Described – still – as a “confidential agreement,” it is “being hailed as a “comprehensive investment proposal.” “Those are the four agencies that are driving our local economy right now. They are at the heart of the resurgence in this city,” an aide to Pittsburgh’s mayor told the Pittsburgh Tribune-Review. “What we’d like to do is to make sure that the cost of running a city is borne by those who are leading its economy.”
These four prestigious institutions “generate ‘billions’ of dollars in revenue.” They also are huge employers, with some 120,000 workers.
According to the agreement, this will be a plan not just to pay money over to government coffers but, instead, will be a “payment formula that moves funds from the four health and education institutions into public works projects, such as improving parks and roads, as well as into government-driven special programs, but not necessarily ongoing public services.”
This is similar in concept to agreements reached in other Eastern locales including Boston and New Haven.
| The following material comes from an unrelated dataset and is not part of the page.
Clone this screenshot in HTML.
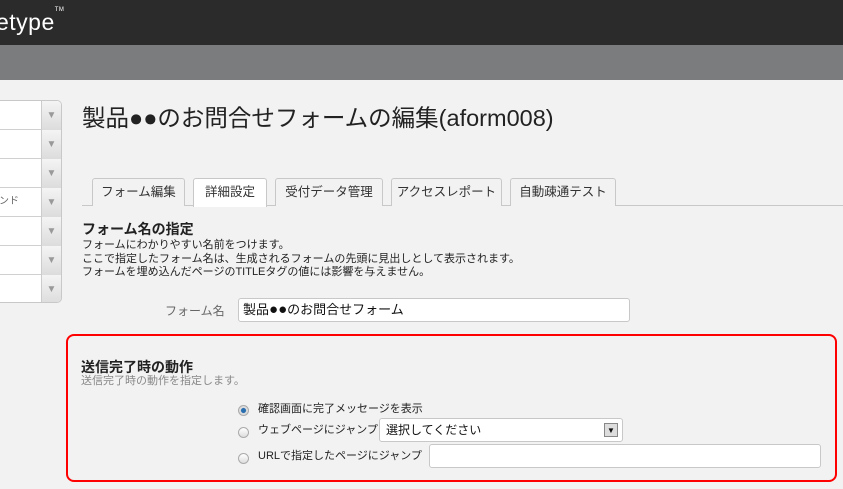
<!DOCTYPE html>
<html><head><meta charset="utf-8"><style>
*{margin:0;padding:0;box-sizing:border-box}
body{width:843px;height:489px;overflow:hidden;background:#f2f2f2;font-family:"Liberation Sans","Noto Sans CJK JP",sans-serif;color:#222;position:relative}
.a{position:absolute}
.top{left:0;top:0;width:843px;height:45px;background:#2b2b2b}
.gray{left:0;top:45px;width:843px;height:35px;background:#7b7c7e}
.logo{left:-4px;top:9px;color:#fff;font-size:23px;letter-spacing:0.5px}
.side{left:-5px;top:100px;width:67px;height:203px;border:1px solid #c8c8c8;border-radius:5px;background:#fff;overflow:hidden}
.row{height:29px;border-bottom:1px solid #d0d0d0;position:relative;font-size:10px;color:#666;line-height:28px}
.row .ar{position:absolute;right:0;top:0;width:20px;height:29px;background:linear-gradient(#f4f4f4,#dcdcdc);border-left:1px solid #ccc;color:#999;font-size:10px;text-align:center;line-height:29px}
.title{left:82px;top:99px;font-size:23.5px;color:#222}
.tabline{left:82px;top:205px;width:761px;height:1px;background:#c8c8c8}
.tab{top:178px;height:28px;border:1px solid #c8c8c8;border-bottom:none;border-radius:3px 3px 0 0;background:#f2f2f2;font-size:12.5px;line-height:27px;text-align:center;color:#333}
.tab.on{background:#fff;height:29px}
.h{font-size:14px;font-weight:bold;color:#222}
.s{font-size:11px;line-height:13.5px;color:#222}
.inp{background:#fff;border:1px solid #c8c8c8;border-radius:3px}
.red{left:66px;top:334px;width:771px;height:148px;border:2.5px solid #f00;border-radius:8px}
.rad{width:11px;height:11px;border-radius:50%;border:1px solid #aaa;background:linear-gradient(#fff,#ddd)}
</style></head><body>
<div class="a top"></div><div class="a gray"></div>
<div class="a logo">etype<sup style="font-size:6px;vertical-align:top;position:relative;top:-2px">TM</sup></div>
<div class="a side">
<div class="row"><span class="ar">▼</span></div>
<div class="row"><span class="ar">▼</span></div>
<div class="row"><span class="ar">▼</span></div>
<div class="row"><span style="position:absolute;left:3px">ンド</span><span class="ar">▼</span></div>
<div class="row"><span class="ar">▼</span></div>
<div class="row"><span class="ar">▼</span></div>
<div class="row" style="border:none"><span class="ar">▼</span></div>
</div>
<div class="a title">製品●●のお問合せフォームの編集(aform008)</div>
<div class="a tabline"></div>
<div class="a tab" style="left:92px;width:93px">フォーム編集</div>
<div class="a tab on" style="left:193px;width:74px">詳細設定</div>
<div class="a tab" style="left:275px;width:108px">受付データ管理</div>
<div class="a tab" style="left:391px;width:111px">アクセスレポート</div>
<div class="a tab" style="left:510px;width:106px">自動疎通テスト</div>
<div class="a h" style="left:82px;top:219px">フォーム名の指定</div>
<div class="a s" style="left:82px;top:239px">フォームにわかりやすい名前をつけます。<br>ここで指定したフォーム名は、生成されるフォームの先頭に見出しとして表示されます。<br>フォームを埋め込んだページのTITLEタグの値には影響を与えません。</div>
<div class="a" style="left:165px;top:302px;font-size:12px;color:#666">フォーム名</div>
<div class="a inp" style="left:238px;top:298px;width:392px;height:24px;font-size:13px;line-height:22px;padding-left:4px;color:#111">製品<span style="font-size:15px">●●</span>のお問合せフォーム</div>
<div class="a red"></div>
<div class="a h" style="left:81px;top:357px">送信完了時の動作</div>
<div class="a s" style="left:81px;top:375px;color:#888">送信完了時の動作を指定します。</div>
<div class="a rad" style="left:238px;top:405px;background:radial-gradient(#2a6fb0 35%,#ddd 45%)"></div>
<div class="a s" style="left:258px;top:403px">確認画面に完了メッセージを表示</div>
<div class="a rad" style="left:238px;top:427px"></div>
<div class="a s" style="left:258px;top:424px">ウェブページにジャンプ</div>
<div class="a inp" style="left:379px;top:418px;width:244px;height:24px;font-size:12px;line-height:22px;padding-left:6px;color:#111">選択してください<span style="position:absolute;right:4px;top:4px;width:14px;height:14px;border:1px solid #888;background:#ddd;font-size:8px;line-height:13px;text-align:center">▼</span></div>
<div class="a rad" style="left:238px;top:453px"></div>
<div class="a s" style="left:258px;top:450px">URLで指定したページにジャンプ</div>
<div class="a inp" style="left:429px;top:444px;width:392px;height:24px"></div>
</body></html>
It is also somewhat similar to a settlement reached in a landmark lawsuit by residents of Princeton, New Jersey against that town’s famous university to make up for revenues lost due to tax-exempt status.


This may not be the end of this issue even for these Pittsburgh-area institutions. A spokesperson for the mayor of Pittsburgh told the Tribune-Review that, “despite the long-term nature of the deal,” officials would “like to see state legislators enact broader reforms to tax laws to account for areas such as Pittsburgh that have shifted toward nonprofit-driven economies.”